--- start Given information ---

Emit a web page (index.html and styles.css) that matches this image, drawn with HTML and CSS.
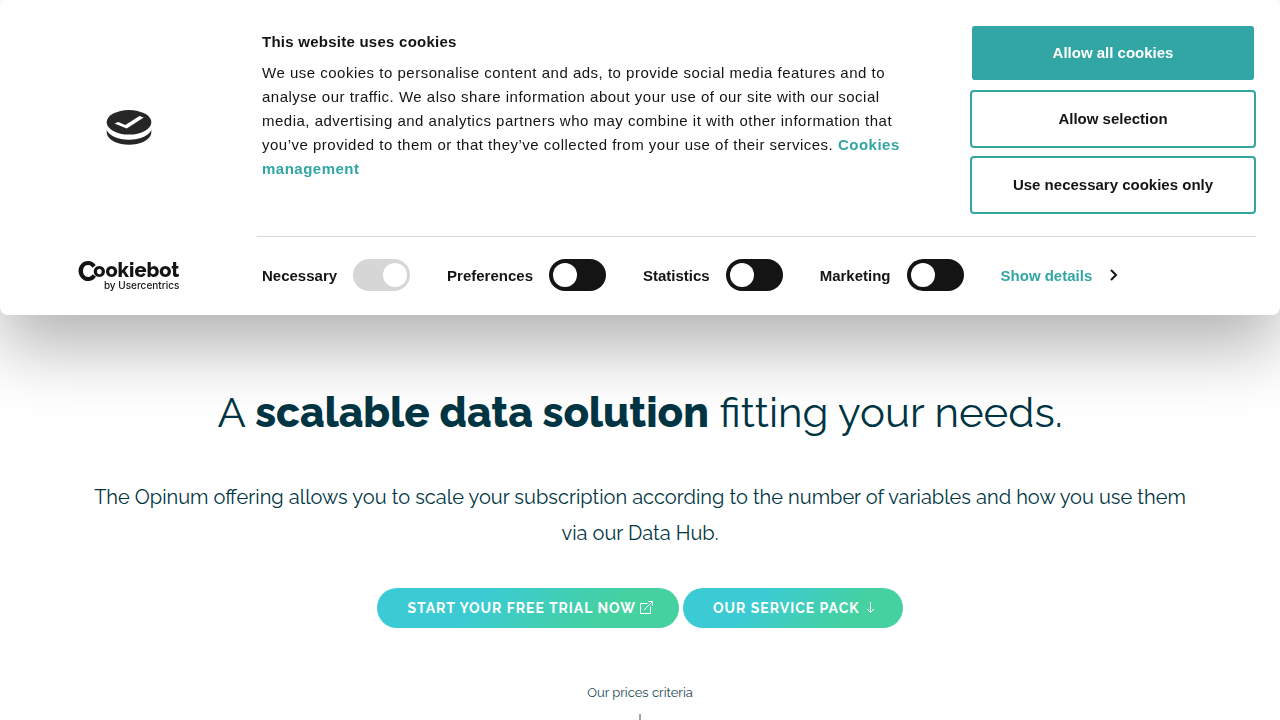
FILE: index.html
```html
<!DOCTYPE html>
<html lang="en">
<head>
<meta charset="utf-8">
<meta name="viewport" content="width=device-width, initial-scale=1">
<title>Opinum pricing</title>
<link rel="stylesheet" href="styles.css">
</head>
<body>
<main class="page">
  <h1 class="headline">A <strong>scalable data solution</strong> fitting your needs.</h1>
  <p class="intro">The Opinum offering allows you to scale your subscription according to the number of variables and how you use them via our Data Hub.</p>
  <div class="actions">
    <a class="pill" href="#trial">START YOUR FREE TRIAL NOW
      <svg class="pill-icon" viewBox="0 0 13 13" aria-hidden="true"><path d="M7.500 2.500h-7v10h10v-7M4 9l8-8M8.500.5h4v4"/></svg></a>
    <a class="pill" href="#pack">OUR SERVICE PACK
      <svg class="pill-icon" viewBox="0 0 13 13" aria-hidden="true"><path d="M6.500 1v10.500M3 8l3.500 3.500L10 8"/></svg></a>
  </div>
  <a class="criteria" href="#criteria">Our prices criteria
    <svg class="criteria-arrow" viewBox="0 0 14 28" aria-hidden="true"><path d="M7 0v26M1 20l6 6 6-6"/></svg></a>
</main>

<div class="dialog" role="dialog" aria-labelledby="cookie-title">
  <div class="site-logo">
    <svg class="cookie" viewBox="0 0 46 35" aria-hidden="true">
      <path fill="#262626" d="M.7 16V23C3 38.500 43 38.500 45.300 23V16Z"/>
      <path fill="#fff" d="M0 12V18C3 33.500 43 33.500 46 18V12Z"/>
      <ellipse cx="23" cy="12.300" rx="22.300" ry="12.300" fill="#262626"/>
      <path fill="#fff" d="M8.500 13.500l3.800-1.600 7 3L33.500 6l4.200 1.500-17 11Z"/>
    </svg>
  </div>
  <div class="message">
    <h2 class="message-title" id="cookie-title">This website uses cookies</h2>
    <p class="message-text">We use cookies to personalise content and ads, to provide social media features and to analyse our traffic. We also share information about your use of our site with our social media, advertising and analytics partners who may combine it with other information that you’ve provided to them or that they’ve collected from your use of their services. <a class="link" href="#cookies">Cookies management</a></p>
  </div>
  <div class="choices">
    <button class="choice choice-primary" type="button">Allow all cookies</button>
    <button class="choice" type="button">Allow selection</button>
    <button class="choice" type="button">Use necessary cookies only</button>
  </div>
  <a class="brand" href="#cookiebot"><span class="brand-name">Cookiebot</span><span class="brand-by">by Usercentrics</span></a>
  <div class="options">
    <label class="option">Necessary <input class="toggle" type="checkbox" checked disabled></label>
    <label class="option">Preferences <input class="toggle" type="checkbox"></label>
    <label class="option">Statistics <input class="toggle" type="checkbox"></label>
    <label class="option">Marketing <input class="toggle" type="checkbox"></label>
    <a class="details" href="#details">Show details
      <svg class="chevron" viewBox="0 0 8 12" aria-hidden="true"><path d="M1 1l5 5-5 5"/></svg></a>
  </div>
</div>
</body>
</html>
```
FILE: styles.css
```css
* { box-sizing: border-box; }
body {
  margin: 0;
  background: #fff;
  color: #003543;
  font-family: Raleway, Lato, sans-serif;
  overflow: hidden;
}
.page {
  display: flex;
  flex-direction: column;
  align-items: center;
  padding: 388px 80px 0;
  text-align: center;
}
.headline {
  margin: 0;
  font-size: 42px;
  font-weight: 400;
  line-height: 50px;
}
.headline strong { font-weight: 800; }
.intro {
  margin: 41px 0 37px;
  font-size: 20px;
  line-height: 36px;
}
.actions { display: flex; gap: 4px; }
.pill {
  display: flex;
  align-items: center;
  gap: 4px;
  height: 40px;
  padding: 0 26px 0 30px;
  border-radius: 20px;
  background: linear-gradient(135deg, #3ccbd4 33%, #45d1a0 75%);
  color: #fff;
  font-size: 14px;
  font-weight: 700;
  letter-spacing: 1px;
  text-decoration: none;
}
.pill-icon { width: 13px; height: 13px; margin-bottom: 2px; fill: none; stroke: #fff; }
.criteria {
  display: flex;
  flex-direction: column;
  align-items: center;
  gap: 11px;
  margin-top: 55px;
  color: #1c4a56;
  font-size: 13px;
  line-height: 20px;
  text-decoration: none;
}
.criteria-arrow { width: 14px; height: 28px; fill: none; stroke: #23505b; }
.dialog {
  position: fixed;
  top: 0;
  left: 0;
  right: 0;
  display: grid;
  grid-template-columns: 257px 1fr 286px;
  padding: 24px 24px 24px 0;
  border-radius: 8px;
  background: #fff;
  box-shadow: 0 32px 68px rgba(0, 0, 0, 0.3);
  color: #141414;
  font-family: "Liberation Sans", Arial, sans-serif;
  font-size: 15px;
}
.site-logo { display: flex; justify-content: center; align-items: center; padding-top: 17px; }
.cookie { width: 46px; height: 35px; }
.message { padding: 6px 64px 0 5px; }
.message-title {
  margin: 0 0 7px;
  font-size: 15px;
  line-height: 24px;
  letter-spacing: 0.25px;
}
.message-text { margin: 0; line-height: 24px; letter-spacing: 0.5px; }
.link { color: #32a5a5; font-weight: 700; text-decoration: none; }
.choices { display: flex; flex-direction: column; gap: 8px; }
.choice {
  height: 58px;
  padding: 0 0 2px;
  border: 2px solid #32a5a5;
  border-radius: 4px;
  background: #fff;
  color: #141414;
  font: 700 15px "Liberation Sans", Arial, sans-serif;
}
.choice-primary { border-color: #fff; background: #32a5a5 padding-box; color: #fff; }
.brand {
  display: flex;
  flex-direction: column;
  justify-self: center;
  align-items: flex-end;
  margin-top: 45px;
  color: #141414;
  text-decoration: none;
}
.brand-name { height: 20px; font: 800 20px/22px Raleway, Lato, sans-serif; }
.brand-name::first-letter { margin-right: -3px; font-size: 27px; line-height: 22px; vertical-align: -4px; }
.brand-by { font: 500 10px/12px Inter, sans-serif; }
.options {
  grid-column: 2 / 4;
  display: flex;
  align-items: center;
  gap: 37px;
  margin-top: 22px;
  padding: 22px 5px 0;
  border-top: 1px solid #d6d6d6;
  font-weight: 700;
}
.option { display: flex; align-items: center; gap: 16px; }
.toggle {
  appearance: none;
  width: 57px;
  height: 32px;
  margin: 0;
  padding: 4px;
  border-radius: 16px;
  background: #141414;
}
.toggle::before {
  content: "";
  display: block;
  width: 24px;
  height: 24px;
  border-radius: 50%;
  background: #fff;
}
.toggle:checked::before { margin-left: auto; }
.toggle:disabled { padding-right: 3px; background: #d6d6d6; }
.details {
  display: flex;
  align-items: center;
  gap: 18px;
  color: #32a5a5;
  text-decoration: none;
}
.chevron { width: 8px; height: 12px; fill: none; stroke: #141414; stroke-width: 2; }
```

--- end Given information ---

_Required task_:
Transcribe the whole listing exactly. Pictures are excluded.

_Written solution_:
Emit a web page (index.html and styles.css) that matches this image, drawn with HTML and CSS.
FILE: index.html
```html
<!DOCTYPE html>
<html lang="en">
<head>
<meta charset="utf-8">
<meta name="viewport" content="width=device-width, initial-scale=1">
<title>Opinum pricing</title>
<link rel="stylesheet" href="styles.css">
</head>
<body>
<main class="page">
  <h1 class="headline">A <strong>scalable data solution</strong> fitting your needs.</h1>
  <p class="intro">The Opinum offering allows you to scale your subscription according to the number of variables and how you use them via our Data Hub.</p>
  <div class="actions">
    <a class="pill" href="#trial">START YOUR FREE TRIAL NOW
      <svg class="pill-icon" viewBox="0 0 13 13" aria-hidden="true"><path d="M7.500 2.500h-7v10h10v-7M4 9l8-8M8.500.5h4v4"/></svg></a>
    <a class="pill" href="#pack">OUR SERVICE PACK
      <svg class="pill-icon" viewBox="0 0 13 13" aria-hidden="true"><path d="M6.500 1v10.500M3 8l3.500 3.500L10 8"/></svg></a>
  </div>
  <a class="criteria" href="#criteria">Our prices criteria
    <svg class="criteria-arrow" viewBox="0 0 14 28" aria-hidden="true"><path d="M7 0v26M1 20l6 6 6-6"/></svg></a>
</main>

<div class="dialog" role="dialog" aria-labelledby="cookie-title">
  <div class="site-logo">
    <svg class="cookie" viewBox="0 0 46 35" aria-hidden="true">
      <path fill="#262626" d="M.7 16V23C3 38.500 43 38.500 45.300 23V16Z"/>
      <path fill="#fff" d="M0 12V18C3 33.500 43 33.500 46 18V12Z"/>
      <ellipse cx="23" cy="12.300" rx="22.300" ry="12.300" fill="#262626"/>
      <path fill="#fff" d="M8.500 13.500l3.800-1.600 7 3L33.500 6l4.200 1.500-17 11Z"/>
    </svg>
  </div>
  <div class="message">
    <h2 class="message-title" id="cookie-title">This website uses cookies</h2>
    <p class="message-text">We use cookies to personalise content and ads, to provide social media features and to analyse our traffic. We also share information about your use of our site with our social media, advertising and analytics partners who may combine it with other information that you’ve provided to them or that they’ve collected from your use of their services. <a class="link" href="#cookies">Cookies management</a></p>
  </div>
  <div class="choices">
    <button class="choice choice-primary" type="button">Allow all cookies</button>
    <button class="choice" type="button">Allow selection</button>
    <button class="choice" type="button">Use necessary cookies only</button>
  </div>
  <a class="brand" href="#cookiebot"><span class="brand-name">Cookiebot</span><span class="brand-by">by Usercentrics</span></a>
  <div class="options">
    <label class="option">Necessary <input class="toggle" type="checkbox" checked disabled></label>
    <label class="option">Preferences <input class="toggle" type="checkbox"></label>
    <label class="option">Statistics <input class="toggle" type="checkbox"></label>
    <label class="option">Marketing <input class="toggle" type="checkbox"></label>
    <a class="details" href="#details">Show details
      <svg class="chevron" viewBox="0 0 8 12" aria-hidden="true"><path d="M1 1l5 5-5 5"/></svg></a>
  </div>
</div>
</body>
</html>
```
FILE: styles.css
```css
* { box-sizing: border-box; }
body {
  margin: 0;
  background: #fff;
  color: #003543;
  font-family: Raleway, Lato, sans-serif;
  overflow: hidden;
}
.page {
  display: flex;
  flex-direction: column;
  align-items: center;
  padding: 388px 80px 0;
  text-align: center;
}
.headline {
  margin: 0;
  font-size: 42px;
  font-weight: 400;
  line-height: 50px;
}
.headline strong { font-weight: 800; }
.intro {
  margin: 41px 0 37px;
  font-size: 20px;
  line-height: 36px;
}
.actions { display: flex; gap: 4px; }
.pill {
  display: flex;
  align-items: center;
  gap: 4px;
  height: 40px;
  padding: 0 26px 0 30px;
  border-radius: 20px;
  background: linear-gradient(135deg, #3ccbd4 33%, #45d1a0 75%);
  color: #fff;
  font-size: 14px;
  font-weight: 700;
  letter-spacing: 1px;
  text-decoration: none;
}
.pill-icon { width: 13px; height: 13px; margin-bottom: 2px; fill: none; stroke: #fff; }
.criteria {
  display: flex;
  flex-direction: column;
  align-items: center;
  gap: 11px;
  margin-top: 55px;
  color: #1c4a56;
  font-size: 13px;
  line-height: 20px;
  text-decoration: none;
}
.criteria-arrow { width: 14px; height: 28px; fill: none; stroke: #23505b; }
.dialog {
  position: fixed;
  top: 0;
  left: 0;
  right: 0;
  display: grid;
  grid-template-columns: 257px 1fr 286px;
  padding: 24px 24px 24px 0;
  border-radius: 8px;
  background: #fff;
  box-shadow: 0 32px 68px rgba(0, 0, 0, 0.3);
  color: #141414;
  font-family: "Liberation Sans", Arial, sans-serif;
  font-size: 15px;
}
.site-logo { display: flex; justify-content: center; align-items: center; padding-top: 17px; }
.cookie { width: 46px; height: 35px; }
.message { padding: 6px 64px 0 5px; }
.message-title {
  margin: 0 0 7px;
  font-size: 15px;
  line-height: 24px;
  letter-spacing: 0.25px;
}
.message-text { margin: 0; line-height: 24px; letter-spacing: 0.5px; }
.link { color: #32a5a5; font-weight: 700; text-decoration: none; }
.choices { display: flex; flex-direction: column; gap: 8px; }
.choice {
  height: 58px;
  padding: 0 0 2px;
  border: 2px solid #32a5a5;
  border-radius: 4px;
  background: #fff;
  color: #141414;
  font: 700 15px "Liberation Sans", Arial, sans-serif;
}
.choice-primary { border-color: #fff; background: #32a5a5 padding-box; color: #fff; }
.brand {
  display: flex;
  flex-direction: column;
  justify-self: center;
  align-items: flex-end;
  margin-top: 45px;
  color: #141414;
  text-decoration: none;
}
.brand-name { height: 20px; font: 800 20px/22px Raleway, Lato, sans-serif; }
.brand-name::first-letter { margin-right: -3px; font-size: 27px; line-height: 22px; vertical-align: -4px; }
.brand-by { font: 500 10px/12px Inter, sans-serif; }
.options {
  grid-column: 2 / 4;
  display: flex;
  align-items: center;
  gap: 37px;
  margin-top: 22px;
  padding: 22px 5px 0;
  border-top: 1px solid #d6d6d6;
  font-weight: 700;
}
.option { display: flex; align-items: center; gap: 16px; }
.toggle {
  appearance: none;
  width: 57px;
  height: 32px;
  margin: 0;
  padding: 4px;
  border-radius: 16px;
  background: #141414;
}
.toggle::before {
  content: "";
  display: block;
  width: 24px;
  height: 24px;
  border-radius: 50%;
  background: #fff;
}
.toggle:checked::before { margin-left: auto; }
.toggle:disabled { padding-right: 3px; background: #d6d6d6; }
.details {
  display: flex;
  align-items: center;
  gap: 18px;
  color: #32a5a5;
  text-decoration: none;
}
.chevron { width: 8px; height: 12px; fill: none; stroke: #141414; stroke-width: 2; }
```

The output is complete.